[begin DATA PROVIDED]

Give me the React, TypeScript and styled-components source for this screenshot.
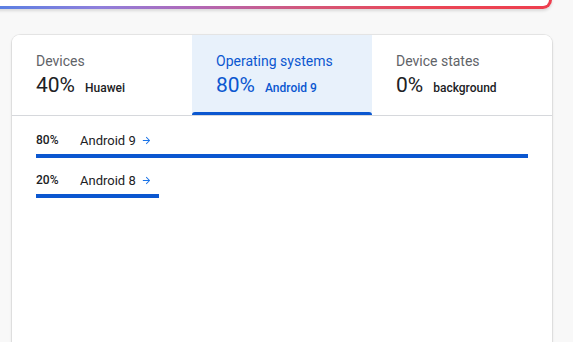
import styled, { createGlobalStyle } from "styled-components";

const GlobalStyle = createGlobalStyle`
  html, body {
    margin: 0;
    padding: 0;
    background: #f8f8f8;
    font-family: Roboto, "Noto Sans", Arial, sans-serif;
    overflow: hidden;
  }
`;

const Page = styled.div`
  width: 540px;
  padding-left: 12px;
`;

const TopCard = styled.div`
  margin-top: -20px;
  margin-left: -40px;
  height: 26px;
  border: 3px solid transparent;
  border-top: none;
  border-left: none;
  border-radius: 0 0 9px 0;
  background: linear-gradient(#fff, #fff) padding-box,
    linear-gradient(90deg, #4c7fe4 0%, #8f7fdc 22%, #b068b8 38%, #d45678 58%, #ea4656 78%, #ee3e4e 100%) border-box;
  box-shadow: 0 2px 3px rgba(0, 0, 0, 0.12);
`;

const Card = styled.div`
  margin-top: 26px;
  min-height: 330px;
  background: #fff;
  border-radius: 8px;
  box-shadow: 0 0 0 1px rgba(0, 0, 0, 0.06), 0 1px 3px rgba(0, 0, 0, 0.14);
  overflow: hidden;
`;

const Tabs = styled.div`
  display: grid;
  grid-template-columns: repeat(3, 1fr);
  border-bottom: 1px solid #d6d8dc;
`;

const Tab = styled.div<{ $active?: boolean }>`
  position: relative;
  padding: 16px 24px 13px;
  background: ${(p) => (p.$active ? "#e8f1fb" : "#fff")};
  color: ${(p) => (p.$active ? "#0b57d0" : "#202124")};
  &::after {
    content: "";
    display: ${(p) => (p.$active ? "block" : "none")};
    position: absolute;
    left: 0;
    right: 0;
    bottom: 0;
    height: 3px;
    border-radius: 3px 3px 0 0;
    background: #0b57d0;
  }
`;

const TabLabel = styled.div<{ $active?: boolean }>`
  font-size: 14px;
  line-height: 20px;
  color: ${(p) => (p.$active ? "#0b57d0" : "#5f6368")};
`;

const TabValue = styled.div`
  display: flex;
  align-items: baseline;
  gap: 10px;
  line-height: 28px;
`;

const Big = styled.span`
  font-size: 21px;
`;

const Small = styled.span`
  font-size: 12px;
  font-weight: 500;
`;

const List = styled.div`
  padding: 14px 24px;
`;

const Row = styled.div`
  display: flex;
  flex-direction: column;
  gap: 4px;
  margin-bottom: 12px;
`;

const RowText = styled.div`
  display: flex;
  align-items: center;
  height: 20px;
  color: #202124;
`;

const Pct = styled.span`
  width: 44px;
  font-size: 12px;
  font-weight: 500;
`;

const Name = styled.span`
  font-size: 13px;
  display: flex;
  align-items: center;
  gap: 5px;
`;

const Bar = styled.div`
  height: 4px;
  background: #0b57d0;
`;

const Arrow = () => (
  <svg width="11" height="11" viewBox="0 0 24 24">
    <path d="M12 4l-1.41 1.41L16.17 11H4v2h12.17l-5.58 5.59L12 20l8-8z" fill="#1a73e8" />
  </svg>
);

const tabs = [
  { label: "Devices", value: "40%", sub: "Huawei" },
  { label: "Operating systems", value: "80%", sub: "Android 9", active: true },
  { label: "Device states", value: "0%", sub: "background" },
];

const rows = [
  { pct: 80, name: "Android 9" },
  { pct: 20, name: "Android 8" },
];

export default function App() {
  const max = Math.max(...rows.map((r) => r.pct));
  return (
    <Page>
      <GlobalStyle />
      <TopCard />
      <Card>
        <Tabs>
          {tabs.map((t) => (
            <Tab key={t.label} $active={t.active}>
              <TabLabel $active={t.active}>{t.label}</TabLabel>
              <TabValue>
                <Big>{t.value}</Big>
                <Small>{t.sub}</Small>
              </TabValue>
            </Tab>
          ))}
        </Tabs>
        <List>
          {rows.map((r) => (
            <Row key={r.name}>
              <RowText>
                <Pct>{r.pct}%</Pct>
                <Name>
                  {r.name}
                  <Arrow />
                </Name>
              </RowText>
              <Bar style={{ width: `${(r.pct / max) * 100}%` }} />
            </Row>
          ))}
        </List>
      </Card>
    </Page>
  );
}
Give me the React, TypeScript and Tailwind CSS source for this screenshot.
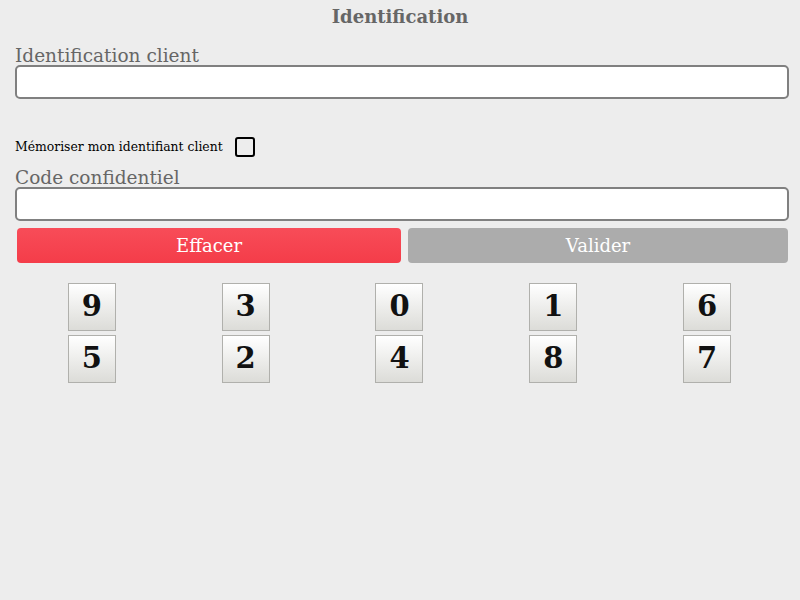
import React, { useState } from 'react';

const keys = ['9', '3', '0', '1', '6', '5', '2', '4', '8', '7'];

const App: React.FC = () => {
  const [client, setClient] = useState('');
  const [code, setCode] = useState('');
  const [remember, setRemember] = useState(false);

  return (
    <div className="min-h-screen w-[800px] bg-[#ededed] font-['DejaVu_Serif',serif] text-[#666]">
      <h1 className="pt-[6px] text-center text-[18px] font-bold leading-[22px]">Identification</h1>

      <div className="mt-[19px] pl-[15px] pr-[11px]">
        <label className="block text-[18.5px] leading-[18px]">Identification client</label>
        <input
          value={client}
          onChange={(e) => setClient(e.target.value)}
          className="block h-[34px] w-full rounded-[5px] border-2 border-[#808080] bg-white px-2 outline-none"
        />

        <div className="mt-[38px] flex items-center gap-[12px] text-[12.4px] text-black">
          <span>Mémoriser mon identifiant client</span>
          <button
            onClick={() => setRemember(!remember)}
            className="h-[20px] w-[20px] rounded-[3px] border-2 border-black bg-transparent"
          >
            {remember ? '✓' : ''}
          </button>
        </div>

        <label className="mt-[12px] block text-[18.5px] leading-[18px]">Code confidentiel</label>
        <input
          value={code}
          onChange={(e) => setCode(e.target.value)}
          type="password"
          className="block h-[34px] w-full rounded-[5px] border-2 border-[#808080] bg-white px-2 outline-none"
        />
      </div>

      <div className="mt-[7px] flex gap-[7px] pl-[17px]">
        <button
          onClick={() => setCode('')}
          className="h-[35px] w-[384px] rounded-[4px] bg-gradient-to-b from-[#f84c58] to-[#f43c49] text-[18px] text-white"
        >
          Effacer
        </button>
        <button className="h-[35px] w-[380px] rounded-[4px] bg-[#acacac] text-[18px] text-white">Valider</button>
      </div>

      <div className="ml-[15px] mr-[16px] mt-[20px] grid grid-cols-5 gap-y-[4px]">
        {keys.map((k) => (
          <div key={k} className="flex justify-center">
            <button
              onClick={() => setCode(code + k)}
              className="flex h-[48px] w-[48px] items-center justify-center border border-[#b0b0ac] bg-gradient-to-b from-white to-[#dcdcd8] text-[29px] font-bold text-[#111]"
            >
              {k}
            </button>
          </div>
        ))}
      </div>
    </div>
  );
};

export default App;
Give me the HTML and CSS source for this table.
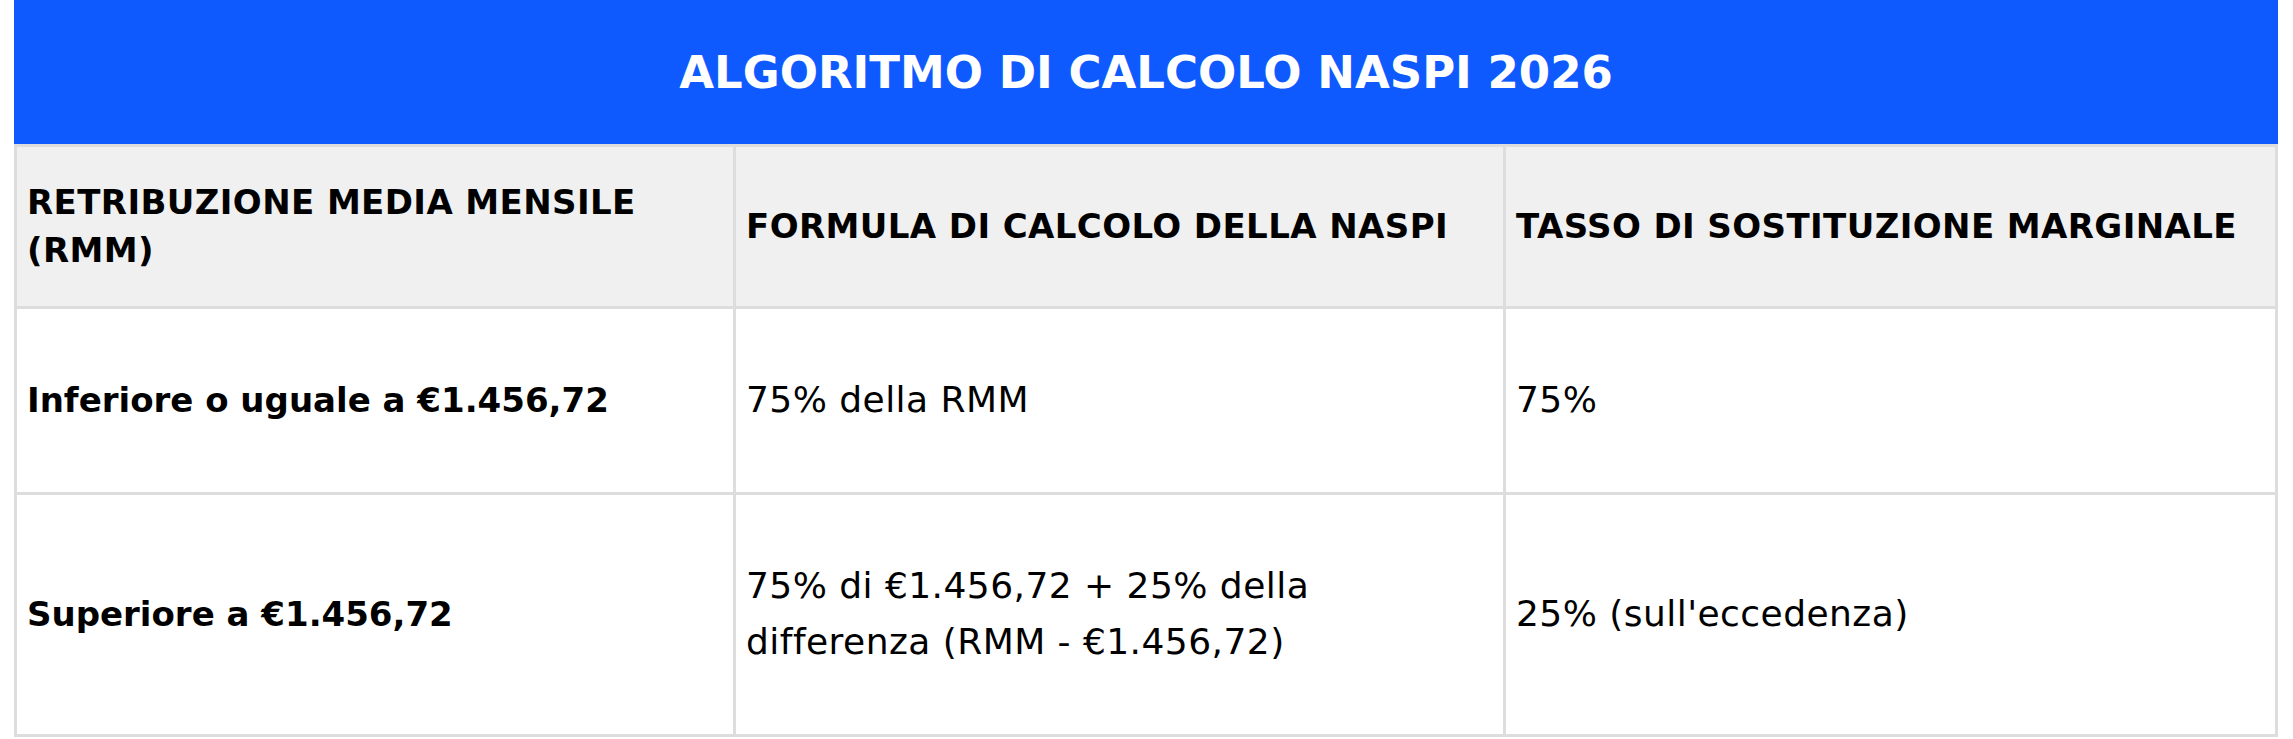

[end DATA PROVIDED]

EXERCISE OBJECTIVE =
Find all lines with "React" in them and copy each one.

OUTPUT BELOW =
Give me the React, TypeScript and styled-components source for this screenshot.
Give me the React, TypeScript and Tailwind CSS source for this screenshot.
import React, { useState } from 'react';
const App: React.FC = () => {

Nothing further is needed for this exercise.